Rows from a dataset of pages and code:
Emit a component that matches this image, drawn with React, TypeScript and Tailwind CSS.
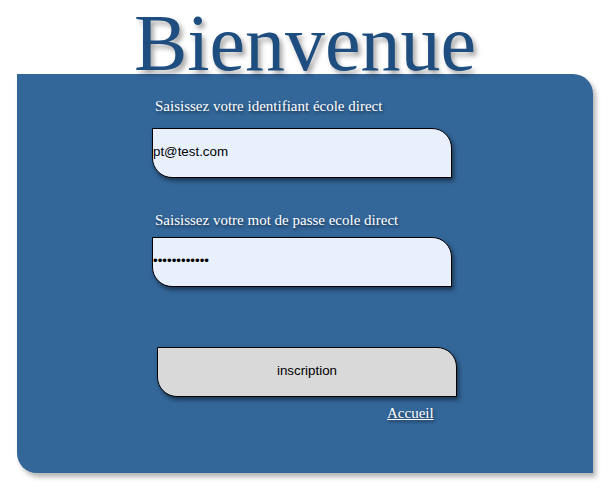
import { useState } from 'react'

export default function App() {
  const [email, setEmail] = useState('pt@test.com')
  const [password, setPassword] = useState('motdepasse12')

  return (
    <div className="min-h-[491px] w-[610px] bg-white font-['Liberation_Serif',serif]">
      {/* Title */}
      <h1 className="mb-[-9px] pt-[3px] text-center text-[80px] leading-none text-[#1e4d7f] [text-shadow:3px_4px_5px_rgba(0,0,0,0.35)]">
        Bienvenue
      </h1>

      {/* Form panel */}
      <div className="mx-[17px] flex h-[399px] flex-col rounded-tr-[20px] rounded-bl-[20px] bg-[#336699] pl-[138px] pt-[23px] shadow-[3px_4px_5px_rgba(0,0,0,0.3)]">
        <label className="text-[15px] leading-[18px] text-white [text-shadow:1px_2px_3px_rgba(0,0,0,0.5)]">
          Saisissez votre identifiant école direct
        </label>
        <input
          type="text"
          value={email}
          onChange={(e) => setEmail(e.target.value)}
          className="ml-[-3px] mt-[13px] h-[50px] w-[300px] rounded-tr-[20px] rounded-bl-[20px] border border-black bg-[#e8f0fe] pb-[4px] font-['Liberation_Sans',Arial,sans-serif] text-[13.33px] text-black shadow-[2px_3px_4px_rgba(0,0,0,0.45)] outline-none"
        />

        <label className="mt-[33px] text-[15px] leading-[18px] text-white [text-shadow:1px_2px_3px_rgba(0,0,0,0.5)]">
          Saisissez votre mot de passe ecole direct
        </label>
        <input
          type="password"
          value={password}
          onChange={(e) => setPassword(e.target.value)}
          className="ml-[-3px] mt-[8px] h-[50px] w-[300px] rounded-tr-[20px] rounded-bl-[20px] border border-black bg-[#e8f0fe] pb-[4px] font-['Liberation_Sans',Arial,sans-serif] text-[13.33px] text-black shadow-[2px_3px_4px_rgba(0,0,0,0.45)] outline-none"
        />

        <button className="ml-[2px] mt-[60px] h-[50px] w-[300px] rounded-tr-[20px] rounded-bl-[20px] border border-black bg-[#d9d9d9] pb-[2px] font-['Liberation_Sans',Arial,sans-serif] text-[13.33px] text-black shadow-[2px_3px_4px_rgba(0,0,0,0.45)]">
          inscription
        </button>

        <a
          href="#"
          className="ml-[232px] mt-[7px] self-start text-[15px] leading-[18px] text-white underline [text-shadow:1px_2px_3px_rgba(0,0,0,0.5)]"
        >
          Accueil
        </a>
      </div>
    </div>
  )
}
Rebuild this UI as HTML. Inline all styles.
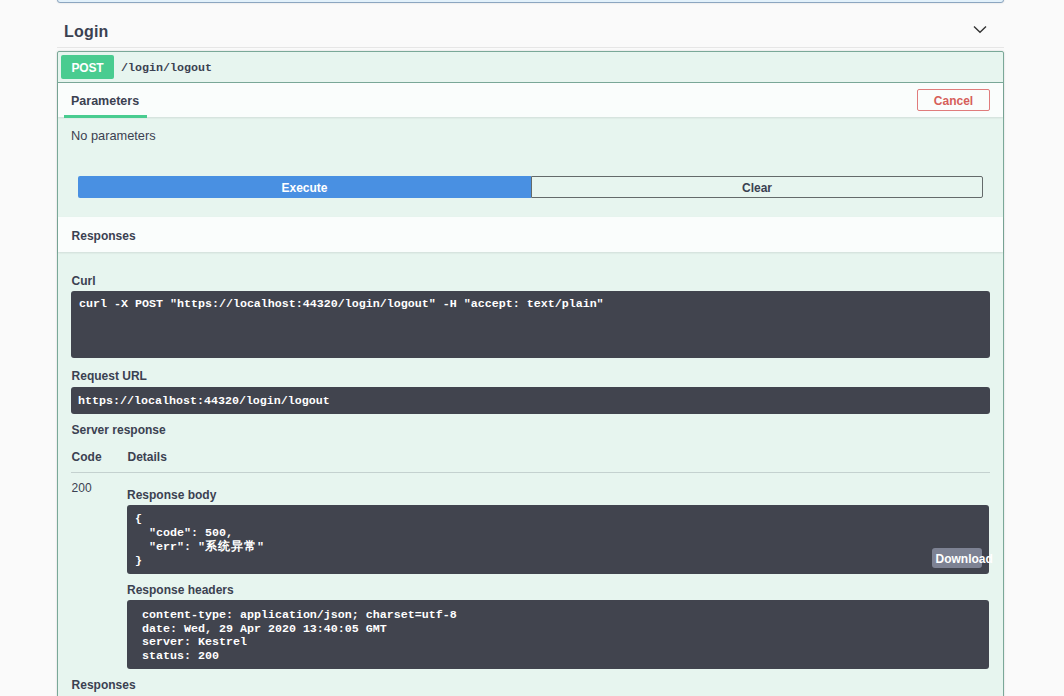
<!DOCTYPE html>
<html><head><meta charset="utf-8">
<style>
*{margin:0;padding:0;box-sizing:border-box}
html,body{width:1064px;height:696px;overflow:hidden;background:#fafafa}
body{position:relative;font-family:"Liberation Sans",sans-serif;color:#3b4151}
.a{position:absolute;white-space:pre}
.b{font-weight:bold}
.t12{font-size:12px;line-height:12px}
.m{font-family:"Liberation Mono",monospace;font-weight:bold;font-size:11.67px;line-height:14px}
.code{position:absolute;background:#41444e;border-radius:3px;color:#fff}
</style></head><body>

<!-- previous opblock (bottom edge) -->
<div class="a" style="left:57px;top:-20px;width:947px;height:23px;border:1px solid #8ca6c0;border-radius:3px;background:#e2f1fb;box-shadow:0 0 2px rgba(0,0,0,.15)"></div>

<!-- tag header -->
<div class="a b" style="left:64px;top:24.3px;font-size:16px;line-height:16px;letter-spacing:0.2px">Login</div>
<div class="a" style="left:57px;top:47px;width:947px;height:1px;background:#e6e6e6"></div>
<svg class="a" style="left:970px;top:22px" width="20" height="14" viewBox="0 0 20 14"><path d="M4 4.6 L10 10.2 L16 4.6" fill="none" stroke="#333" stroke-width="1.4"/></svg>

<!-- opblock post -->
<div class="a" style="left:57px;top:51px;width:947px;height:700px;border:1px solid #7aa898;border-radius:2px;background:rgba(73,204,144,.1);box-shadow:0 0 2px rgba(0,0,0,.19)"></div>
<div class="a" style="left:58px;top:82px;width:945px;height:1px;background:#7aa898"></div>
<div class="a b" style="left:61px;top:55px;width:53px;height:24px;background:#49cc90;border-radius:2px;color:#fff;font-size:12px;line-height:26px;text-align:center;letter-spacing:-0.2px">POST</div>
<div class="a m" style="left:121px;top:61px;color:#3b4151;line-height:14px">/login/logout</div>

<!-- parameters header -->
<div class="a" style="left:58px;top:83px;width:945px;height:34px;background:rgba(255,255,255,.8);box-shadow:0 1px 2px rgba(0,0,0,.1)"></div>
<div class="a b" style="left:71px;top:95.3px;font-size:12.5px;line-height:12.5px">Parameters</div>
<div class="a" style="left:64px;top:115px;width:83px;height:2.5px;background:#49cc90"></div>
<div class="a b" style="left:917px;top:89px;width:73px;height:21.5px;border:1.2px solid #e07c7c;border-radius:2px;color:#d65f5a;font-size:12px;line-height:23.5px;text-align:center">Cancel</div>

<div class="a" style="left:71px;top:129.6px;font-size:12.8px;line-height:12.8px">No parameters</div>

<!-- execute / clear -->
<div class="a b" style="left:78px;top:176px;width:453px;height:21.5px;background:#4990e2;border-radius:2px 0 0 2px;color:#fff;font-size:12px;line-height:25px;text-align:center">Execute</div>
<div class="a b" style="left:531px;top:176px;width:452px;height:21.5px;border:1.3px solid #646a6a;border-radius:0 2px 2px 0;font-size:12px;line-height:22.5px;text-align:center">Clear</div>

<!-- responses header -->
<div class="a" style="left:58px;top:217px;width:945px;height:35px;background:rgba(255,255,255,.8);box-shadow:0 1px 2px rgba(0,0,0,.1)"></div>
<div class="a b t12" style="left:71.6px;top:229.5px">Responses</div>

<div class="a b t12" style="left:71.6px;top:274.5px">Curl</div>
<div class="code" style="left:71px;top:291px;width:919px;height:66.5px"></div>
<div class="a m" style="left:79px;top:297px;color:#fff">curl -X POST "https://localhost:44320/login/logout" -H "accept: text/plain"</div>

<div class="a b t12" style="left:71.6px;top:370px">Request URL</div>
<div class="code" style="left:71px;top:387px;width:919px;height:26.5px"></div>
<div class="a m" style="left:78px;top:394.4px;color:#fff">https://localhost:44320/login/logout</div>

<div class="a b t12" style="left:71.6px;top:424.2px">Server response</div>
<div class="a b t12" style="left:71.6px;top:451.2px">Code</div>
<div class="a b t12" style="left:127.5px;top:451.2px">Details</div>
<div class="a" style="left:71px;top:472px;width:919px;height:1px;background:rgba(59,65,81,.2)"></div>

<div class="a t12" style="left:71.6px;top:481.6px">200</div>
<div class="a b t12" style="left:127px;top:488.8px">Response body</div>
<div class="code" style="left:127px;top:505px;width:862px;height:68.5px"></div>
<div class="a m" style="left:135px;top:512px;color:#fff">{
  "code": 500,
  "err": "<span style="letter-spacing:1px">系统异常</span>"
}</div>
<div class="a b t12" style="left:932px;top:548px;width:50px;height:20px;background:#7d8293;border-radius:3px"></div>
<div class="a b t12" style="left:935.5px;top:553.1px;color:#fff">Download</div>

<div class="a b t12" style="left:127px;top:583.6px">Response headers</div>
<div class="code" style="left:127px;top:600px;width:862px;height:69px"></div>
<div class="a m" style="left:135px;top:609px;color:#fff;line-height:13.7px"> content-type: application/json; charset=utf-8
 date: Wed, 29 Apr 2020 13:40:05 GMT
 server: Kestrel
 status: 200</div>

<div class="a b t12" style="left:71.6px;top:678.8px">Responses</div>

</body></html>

§ **Required work**
Copy the records above exactly. The pictures are not part of the copy.

§ **Result for this task**
Emit a component that matches this image, drawn with React, TypeScript and Tailwind CSS.
import { useState } from 'react'

export default function App() {
  const [email, setEmail] = useState('pt@test.com')
  const [password, setPassword] = useState('motdepasse12')

  return (
    <div className="min-h-[491px] w-[610px] bg-white font-['Liberation_Serif',serif]">
      {/* Title */}
      <h1 className="mb-[-9px] pt-[3px] text-center text-[80px] leading-none text-[#1e4d7f] [text-shadow:3px_4px_5px_rgba(0,0,0,0.35)]">
        Bienvenue
      </h1>

      {/* Form panel */}
      <div className="mx-[17px] flex h-[399px] flex-col rounded-tr-[20px] rounded-bl-[20px] bg-[#336699] pl-[138px] pt-[23px] shadow-[3px_4px_5px_rgba(0,0,0,0.3)]">
        <label className="text-[15px] leading-[18px] text-white [text-shadow:1px_2px_3px_rgba(0,0,0,0.5)]">
          Saisissez votre identifiant école direct
        </label>
        <input
          type="text"
          value={email}
          onChange={(e) => setEmail(e.target.value)}
          className="ml-[-3px] mt-[13px] h-[50px] w-[300px] rounded-tr-[20px] rounded-bl-[20px] border border-black bg-[#e8f0fe] pb-[4px] font-['Liberation_Sans',Arial,sans-serif] text-[13.33px] text-black shadow-[2px_3px_4px_rgba(0,0,0,0.45)] outline-none"
        />

        <label className="mt-[33px] text-[15px] leading-[18px] text-white [text-shadow:1px_2px_3px_rgba(0,0,0,0.5)]">
          Saisissez votre mot de passe ecole direct
        </label>
        <input
          type="password"
          value={password}
          onChange={(e) => setPassword(e.target.value)}
          className="ml-[-3px] mt-[8px] h-[50px] w-[300px] rounded-tr-[20px] rounded-bl-[20px] border border-black bg-[#e8f0fe] pb-[4px] font-['Liberation_Sans',Arial,sans-serif] text-[13.33px] text-black shadow-[2px_3px_4px_rgba(0,0,0,0.45)] outline-none"
        />

        <button className="ml-[2px] mt-[60px] h-[50px] w-[300px] rounded-tr-[20px] rounded-bl-[20px] border border-black bg-[#d9d9d9] pb-[2px] font-['Liberation_Sans',Arial,sans-serif] text-[13.33px] text-black shadow-[2px_3px_4px_rgba(0,0,0,0.45)]">
          inscription
        </button>

        <a
          href="#"
          className="ml-[232px] mt-[7px] self-start text-[15px] leading-[18px] text-white underline [text-shadow:1px_2px_3px_rgba(0,0,0,0.5)]"
        >
          Accueil
        </a>
      </div>
    </div>
  )
}
Rebuild this UI as HTML. Inline all styles.
<!DOCTYPE html>
<html><head><meta charset="utf-8">
<style>
*{margin:0;padding:0;box-sizing:border-box}
html,body{width:1064px;height:696px;overflow:hidden;background:#fafafa}
body{position:relative;font-family:"Liberation Sans",sans-serif;color:#3b4151}
.a{position:absolute;white-space:pre}
.b{font-weight:bold}
.t12{font-size:12px;line-height:12px}
.m{font-family:"Liberation Mono",monospace;font-weight:bold;font-size:11.67px;line-height:14px}
.code{position:absolute;background:#41444e;border-radius:3px;color:#fff}
</style></head><body>

<!-- previous opblock (bottom edge) -->
<div class="a" style="left:57px;top:-20px;width:947px;height:23px;border:1px solid #8ca6c0;border-radius:3px;background:#e2f1fb;box-shadow:0 0 2px rgba(0,0,0,.15)"></div>

<!-- tag header -->
<div class="a b" style="left:64px;top:24.3px;font-size:16px;line-height:16px;letter-spacing:0.2px">Login</div>
<div class="a" style="left:57px;top:47px;width:947px;height:1px;background:#e6e6e6"></div>
<svg class="a" style="left:970px;top:22px" width="20" height="14" viewBox="0 0 20 14"><path d="M4 4.6 L10 10.2 L16 4.6" fill="none" stroke="#333" stroke-width="1.4"/></svg>

<!-- opblock post -->
<div class="a" style="left:57px;top:51px;width:947px;height:700px;border:1px solid #7aa898;border-radius:2px;background:rgba(73,204,144,.1);box-shadow:0 0 2px rgba(0,0,0,.19)"></div>
<div class="a" style="left:58px;top:82px;width:945px;height:1px;background:#7aa898"></div>
<div class="a b" style="left:61px;top:55px;width:53px;height:24px;background:#49cc90;border-radius:2px;color:#fff;font-size:12px;line-height:26px;text-align:center;letter-spacing:-0.2px">POST</div>
<div class="a m" style="left:121px;top:61px;color:#3b4151;line-height:14px">/login/logout</div>

<!-- parameters header -->
<div class="a" style="left:58px;top:83px;width:945px;height:34px;background:rgba(255,255,255,.8);box-shadow:0 1px 2px rgba(0,0,0,.1)"></div>
<div class="a b" style="left:71px;top:95.3px;font-size:12.5px;line-height:12.5px">Parameters</div>
<div class="a" style="left:64px;top:115px;width:83px;height:2.5px;background:#49cc90"></div>
<div class="a b" style="left:917px;top:89px;width:73px;height:21.5px;border:1.2px solid #e07c7c;border-radius:2px;color:#d65f5a;font-size:12px;line-height:23.5px;text-align:center">Cancel</div>

<div class="a" style="left:71px;top:129.6px;font-size:12.8px;line-height:12.8px">No parameters</div>

<!-- execute / clear -->
<div class="a b" style="left:78px;top:176px;width:453px;height:21.5px;background:#4990e2;border-radius:2px 0 0 2px;color:#fff;font-size:12px;line-height:25px;text-align:center">Execute</div>
<div class="a b" style="left:531px;top:176px;width:452px;height:21.5px;border:1.3px solid #646a6a;border-radius:0 2px 2px 0;font-size:12px;line-height:22.5px;text-align:center">Clear</div>

<!-- responses header -->
<div class="a" style="left:58px;top:217px;width:945px;height:35px;background:rgba(255,255,255,.8);box-shadow:0 1px 2px rgba(0,0,0,.1)"></div>
<div class="a b t12" style="left:71.6px;top:229.5px">Responses</div>

<div class="a b t12" style="left:71.6px;top:274.5px">Curl</div>
<div class="code" style="left:71px;top:291px;width:919px;height:66.5px"></div>
<div class="a m" style="left:79px;top:297px;color:#fff">curl -X POST "https://localhost:44320/login/logout" -H "accept: text/plain"</div>

<div class="a b t12" style="left:71.6px;top:370px">Request URL</div>
<div class="code" style="left:71px;top:387px;width:919px;height:26.5px"></div>
<div class="a m" style="left:78px;top:394.4px;color:#fff">https://localhost:44320/login/logout</div>

<div class="a b t12" style="left:71.6px;top:424.2px">Server response</div>
<div class="a b t12" style="left:71.6px;top:451.2px">Code</div>
<div class="a b t12" style="left:127.5px;top:451.2px">Details</div>
<div class="a" style="left:71px;top:472px;width:919px;height:1px;background:rgba(59,65,81,.2)"></div>

<div class="a t12" style="left:71.6px;top:481.6px">200</div>
<div class="a b t12" style="left:127px;top:488.8px">Response body</div>
<div class="code" style="left:127px;top:505px;width:862px;height:68.5px"></div>
<div class="a m" style="left:135px;top:512px;color:#fff">{
  "code": 500,
  "err": "<span style="letter-spacing:1px">系统异常</span>"
}</div>
<div class="a b t12" style="left:932px;top:548px;width:50px;height:20px;background:#7d8293;border-radius:3px"></div>
<div class="a b t12" style="left:935.5px;top:553.1px;color:#fff">Download</div>

<div class="a b t12" style="left:127px;top:583.6px">Response headers</div>
<div class="code" style="left:127px;top:600px;width:862px;height:69px"></div>
<div class="a m" style="left:135px;top:609px;color:#fff;line-height:13.7px"> content-type: application/json; charset=utf-8
 date: Wed, 29 Apr 2020 13:40:05 GMT
 server: Kestrel
 status: 200</div>

<div class="a b t12" style="left:71.6px;top:678.8px">Responses</div>

</body></html>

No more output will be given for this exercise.